Doctors have expressed delight at a groundbreaking adult stem cell treatment, which has enabled a number of multiple sclerosis (MS) suffers to make dramatic recoveries.
The new treatment, which uses a patient’s own stem cells, enabled some sufferers to walk, run and even dance again during research trials involving 24 patients.
One partially sighted man recovered his sight and a woman who was dependent on a ventilator is now living a normal life.
Researchers at the Royal Hallamshire Hospital in Sheffield used a new technique known as autologous haematopoietic stem cell transplantation (HSCT) to treat patients aged between early twenties and late fifties.
During HSCT a patient’s stem cells are harvested. Once their immune system is destroyed with chemotherapy their harvested stem cells are then infused back into their body, and within a month their immune system is rebuilt and some patients regain feeling in their limbs.
This treatment is the first to reverse the effects of MS, a condition which has no known cure and affects around 100,000 people in Britain.
The development further shows the effectiveness of adult stem cell research compared to controversial embryonic stem cell research, which involves the destruction of human embryos.

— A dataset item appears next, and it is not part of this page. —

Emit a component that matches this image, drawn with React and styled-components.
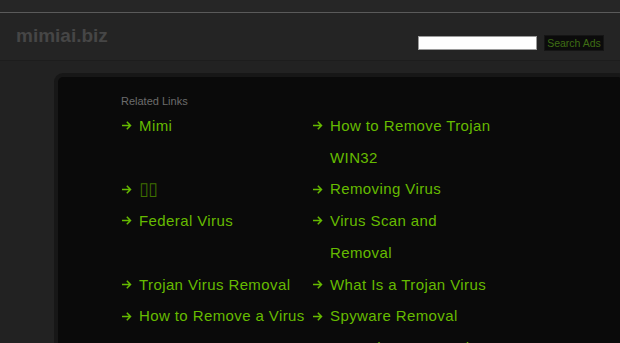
import React from "react";
import styled, { createGlobalStyle } from "styled-components";

const leftLinks = ["Mimi", null, "Federal Virus", "Trojan Virus Removal", "How to Remove a Virus", ""];
const rightLinks = [
  "How to Remove Trojan WIN32",
  "Removing Virus",
  "Virus Scan and Removal",
  "What Is a Trojan Virus",
  "Spyware Removal",
  "Free Virus Removal",
];

const Arrow = () => (
  <svg width="11" height="11" viewBox="0 0 11 11">
    <path d="M1 5.5h8.5M5.8 1.8L9.5 5.5 5.8 9.2" fill="none" stroke="#66bb00" strokeWidth="1.5" />
  </svg>
);

const LinkItem = ({ text }) => {
  if (text === "") return <Item />;
  return (
    <Item>
      <ArrowBox>
        <Arrow />
      </ArrowBox>
      {text === null ? <Tofu>▯▯</Tofu> : <LinkText>{text}</LinkText>}
    </Item>
  );
};

const App = () => {
  const rows = leftLinks.map((l, i) => [l, rightLinks[i]]);
  return (
    <>
      <GlobalStyle />
      <TopStrip />
      <Header>
        <Logo>mimiai.biz</Logo>
        <SearchForm>
          <SearchInput type="text" />
          <SearchButton>Search Ads</SearchButton>
        </SearchForm>
      </Header>
      <Body>
        <Panel>
          <Label>Related Links</Label>
          <LinkGrid>
            {rows.map(([l, r], i) => (
              <React.Fragment key={i}>
                <LinkItem text={l} />
                <LinkItem text={r} />
              </React.Fragment>
            ))}
          </LinkGrid>
        </Panel>
      </Body>
    </>
  );
};

const GlobalStyle = createGlobalStyle`
  html, body {
    margin: 0;
    background: #222222;
    font-family: "Liberation Sans", Arial, sans-serif;
    overflow: hidden;
  }
`;

const TopStrip = styled.div`
  height: 12px;
  background: #262626;
  border-bottom: 1px solid #5a5a5a;
`;

const Header = styled.div`
  height: 47px;
  background: #242424;
  border-bottom: 1px solid #1d1d1d;
  display: flex;
  align-items: center;
  justify-content: space-between;
  padding: 0 16px;
`;

const Logo = styled.div`
  font-size: 19px;
  font-weight: bold;
  color: #464646;
  margin-top: -2px;
`;

const SearchForm = styled.div`
  display: flex;
  align-items: center;
  gap: 7px;
  margin-top: 12px;
`;

const SearchInput = styled.input`
  width: 115px;
  height: 10px;
  border: 1px solid #9a9a9a;
  background: #ffffff;
  padding: 1px;
  outline: none;
`;

const SearchButton = styled.div`
  width: 58px;
  height: 14px;
  background: #0b0b0b;
  border: 1px solid #151515;
  color: #3f6d14;
  font-size: 10.5px;
  line-height: 14px;
  text-align: center;
`;

const Body = styled.div`
  padding-top: 12px;
`;

const Panel = styled.div`
  width: 502px;
  margin: 0 auto 0 54px;
  background: #0a0a0a;
  border: 4px solid #171717;
  border-radius: 9px;
  padding: 18px 0 0 63px;
  height: 400px;
`;

const Label = styled.div`
  font-size: 11px;
  line-height: 13px;
  color: #6c6c6c;
  margin-bottom: 2px;
`;

const LinkGrid = styled.div`
  display: grid;
  grid-template-columns: 191px 191px;
`;

const Item = styled.div`
  display: flex;
  align-items: flex-start;
`;

const ArrowBox = styled.span`
  width: 18px;
  height: 31.7px;
  display: flex;
  align-items: center;
`;

const LinkText = styled.span`
  width: 170px;
  font-size: 15px;
  line-height: 31.7px;
  letter-spacing: 0.4px;
  color: #66bb00;
`;

const Tofu = styled(LinkText)`
  font-family: "DejaVu Sans", sans-serif;
  font-size: 18px;
  letter-spacing: -1px;
  color: #3f7000;
`;

export default App;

Professor Basil Sharrack, a neurologist, expressed amazement at the success of the technique, saying, “we have seen profound neurological improvements”.
But he warned: “This is not a treatment suitable for everybody because it is very aggressive and patients need to be quite fit to withstand the effects of the chemotherapy.”
Sam Ramsey, a 29-year-old former care assistant from Nottinghamshire, was the first UK patient to be treated, nearly four years ago. She was unable to breathe without a ventilator after being paralysed from the neck down by MS.
“I can remember a couple of weeks after the transplant, my sister went running around the room when my fingers started to move again”.
“From there it has been a long, slow haul, with lots of physiotherapy and exercises, but I am now walking around on crutches and I have almost got full strength back in my arms. I recently passed my driving test and I am hoping to find a job. This treatment has given me my life back.”
Holly Drewry was diagnosed with MS at 21, and required use of a wheelchair after suffering a severe attack shortly after the birth of her daughter who is now two.
Her stem cell transplant took place in June 2013.
She said: “It worked wonders. After three weeks, I called my mum and said, ‘I can stand!’ We were all crying. Now I can run a little bit, I can dance. I enjoy walking my daughter around the park in her pram.”
Chris Button, who was 30 when he was diagnosed with MS after losing the sight in one eye last May, said: “I started to regain my sight a couple of weeks after the stem cells had been transplanted”, and now his sight is “95% back to normal”.
The MS Society welcomed the research but remained cautious ahead of larger trials and long-term data.